I swung over the top and my blood-soaked fingers slipped on the metal. I dropped off the other side and landed hard enough to get the wind knocked out of me.

Another explosion thundered from beyond the fence. The world lit up in a blaze of orange and red, the colors vivid against the night sky. I stared up at it, and—for the briefest moment—wished those colors would consume me.

When I lifted my head, I didn’t see Hunter.

And no one saw me.

I got to my feet and ran.

I followedthe sun for three days. Drank from shallow streams. Ate berries and mushrooms I knew were safe.
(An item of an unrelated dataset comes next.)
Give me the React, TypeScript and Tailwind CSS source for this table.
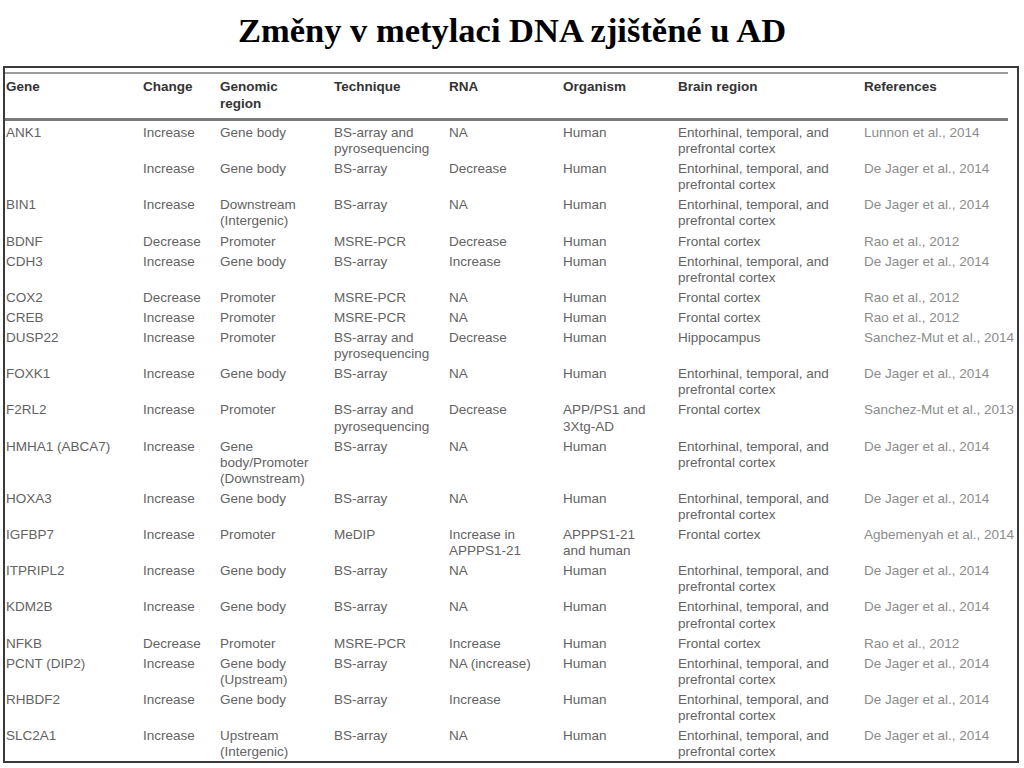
const rows: string[][] = [
  ['ANK1', 'Increase', 'Gene body', 'BS-array and\npyrosequencing', 'NA', 'Human', 'Entorhinal, temporal, and\nprefrontal cortex', 'Lunnon et al., 2014'],
  ['', 'Increase', 'Gene body', 'BS-array', 'Decrease', 'Human', 'Entorhinal, temporal, and\nprefrontal cortex', 'De Jager et al., 2014'],
  ['BIN1', 'Increase', 'Downstream\n(Intergenic)', 'BS-array', 'NA', 'Human', 'Entorhinal, temporal, and\nprefrontal cortex', 'De Jager et al., 2014'],
  ['BDNF', 'Decrease', 'Promoter', 'MSRE-PCR', 'Decrease', 'Human', 'Frontal cortex', 'Rao et al., 2012'],
  ['CDH3', 'Increase', 'Gene body', 'BS-array', 'Increase', 'Human', 'Entorhinal, temporal, and\nprefrontal cortex', 'De Jager et al., 2014'],
  ['COX2', 'Decrease', 'Promoter', 'MSRE-PCR', 'NA', 'Human', 'Frontal cortex', 'Rao et al., 2012'],
  ['CREB', 'Increase', 'Promoter', 'MSRE-PCR', 'NA', 'Human', 'Frontal cortex', 'Rao et al., 2012'],
  ['DUSP22', 'Increase', 'Promoter', 'BS-array and\npyrosequencing', 'Decrease', 'Human', 'Hippocampus', 'Sanchez-Mut et al., 2014'],
  ['FOXK1', 'Increase', 'Gene body', 'BS-array', 'NA', 'Human', 'Entorhinal, temporal, and\nprefrontal cortex', 'De Jager et al., 2014'],
  ['F2RL2', 'Increase', 'Promoter', 'BS-array and\npyrosequencing', 'Decrease', 'APP/PS1 and\n3Xtg-AD', 'Frontal cortex', 'Sanchez-Mut et al., 2013'],
  ['HMHA1 (ABCA7)', 'Increase', 'Gene\nbody/Promoter\n(Downstream)', 'BS-array', 'NA', 'Human', 'Entorhinal, temporal, and\nprefrontal cortex', 'De Jager et al., 2014'],
  ['HOXA3', 'Increase', 'Gene body', 'BS-array', 'NA', 'Human', 'Entorhinal, temporal, and\nprefrontal cortex', 'De Jager et al., 2014'],
  ['IGFBP7', 'Increase', 'Promoter', 'MeDIP', 'Increase in\nAPPPS1-21', 'APPPS1-21\nand human', 'Frontal cortex', 'Agbemenyah et al., 2014'],
  ['ITPRIPL2', 'Increase', 'Gene body', 'BS-array', 'NA', 'Human', 'Entorhinal, temporal, and\nprefrontal cortex', 'De Jager et al., 2014'],
  ['KDM2B', 'Increase', 'Gene body', 'BS-array', 'NA', 'Human', 'Entorhinal, temporal, and\nprefrontal cortex', 'De Jager et al., 2014'],
  ['NFKB', 'Decrease', 'Promoter', 'MSRE-PCR', 'Increase', 'Human', 'Frontal cortex', 'Rao et al., 2012'],
  ['PCNT (DIP2)', 'Increase', 'Gene body\n(Upstream)', 'BS-array', 'NA (increase)', 'Human', 'Entorhinal, temporal, and\nprefrontal cortex', 'De Jager et al., 2014'],
  ['RHBDF2', 'Increase', 'Gene body', 'BS-array', 'Increase', 'Human', 'Entorhinal, temporal, and\nprefrontal cortex', 'De Jager et al., 2014'],
  ['SLC2A1', 'Increase', 'Upstream\n(Intergenic)', 'BS-array', 'NA', 'Human', 'Entorhinal, temporal, and\nprefrontal cortex', 'De Jager et al., 2014'],
]

const headers = ['Gene', 'Change', 'Genomic\nregion', 'Technique', 'RNA', 'Organism', 'Brain region', 'References']

const cols = 'grid grid-cols-[137px_77px_114px_115px_114px_115px_186px_1fr]'

export default function App() {
  return (
    <div className="w-[1024px] h-[768px] bg-white overflow-hidden">
      {/* Slide title */}
      <h1
        className="h-[66px] pt-[12px] text-center text-[34.5px] leading-[36px] font-bold text-black"
        style={{ fontFamily: '"Liberation Serif", "Times New Roman", serif' }}
      >
        Změny v metylaci DNA zjištěné u AD
      </h1>

      {/* Table image */}
      <div
        className="ml-[3px] w-[1016px] h-[697px] border-2 border-[#3a3a3a] overflow-hidden"
        style={{ fontFamily: '"Liberation Sans", Arial, sans-serif' }}
      >
        <div className="mt-[4px] mr-[9px] h-[2px] bg-[#9a9a9a]" />

        <div className={`${cols} pl-[1px] pt-[4px] pb-[6px] text-[13.5px] leading-[17px] font-bold text-[#333]`}>
          {headers.map((h, i) => (
            <div key={i} className="whitespace-pre-line">{h}</div>
          ))}
        </div>

        <div className="mr-[9px] h-[3px] bg-[#7a7a7a]" />

        {rows.map((r, ri) => (
          <div key={ri} className={`${cols} pl-[1px] pt-[4px] text-[13.5px] leading-[16.1px] text-[#636363]`}>
            {r.map((c, ci) => (
              <div
                key={ci}
                className={ci === 7 ? 'whitespace-nowrap text-[#8c8c8c]' : 'whitespace-pre-line'}
              >
                {c}
              </div>
            ))}
          </div>
        ))}
      </div>
    </div>
  )
}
Slept in cold, quiet pockets of the forest.

My chest burned right below my shoulder, a steady, pulsing pain that grew with every step. When I peeled my shirt away to look at the spot, it was red and crusty, and I wondered if a bullet had gone through me. Or maybe it was still lodged inside me, slowly killing me.

I didn’t care anymore. I was free.

It didn’t seem like it would last very long, though. The pain in my shoulder was only getting worse, so I tried holding my arm against my side to keep it still. It went numb at some point.

For the first time in my life, I wished for red rain. For the strength it would give me, for how it would dull the pain of my shoulder and help me move faster and farther.

For once, Iwantedthe virus to take hold of me. And if I corrupted…

Well. At least I’d do it out here instead of in a cage.

Halfway through the third day, one of the Corrupted found me. It began following me, but I just kept walking, hoping it would lose interest or die along the way.

It looked like it had been a child once. It was smaller than I was, and its clothes hung off its rotting frame in tatters. How old was it? How long had it been wandering, roaming the earth just looking for something to eat as it wasted away?

What a miserable existence.

The flesh on its face had been ripped off. Or bitten off. Its nose was gone, and the only skin remaining was a small flap dangling from its jaw. It fluttered when the wind blew.

I named it Thirty, because that was the most bloodhounds Hunter and Hayes had ever had in the prison at one time.

They were probably all dead now.

When the sun was high in the sky, I found myself at the bottom of some kind of ravine. The rocky, vine-covered hill in front of me was higher than anything I’d ever seen before, and when I looked left and right, there was no end to it.

That was where the sun was going. I needed to get up there, and I was pretty sure that thing wouldn’t be able to follow me if I climbed up there.

As the Corrupted ambled closer, I studied the steep rocky hill in front of me. It was on a slant, so I could climb it.

I was about to start when that familiar scrape in my head came, the pull in my bones that told me the Corrupted were near.

More than just Thirty.

Shit.

A few burst through the foliage a ways behind me, snarling and growling and heading my way a whole lot faster than Thirty.

“Bye, Thirty.” My voice was a raspy scratch as I waved at the dead thing that had been my companion for half a day.

I turned and started to scramble up the ravine.

I was weaker than I’d anticipated, but used the vines crawling through the steep dirt to help pull myself up. A few times, my arms shook so badly that I almost lost my grip.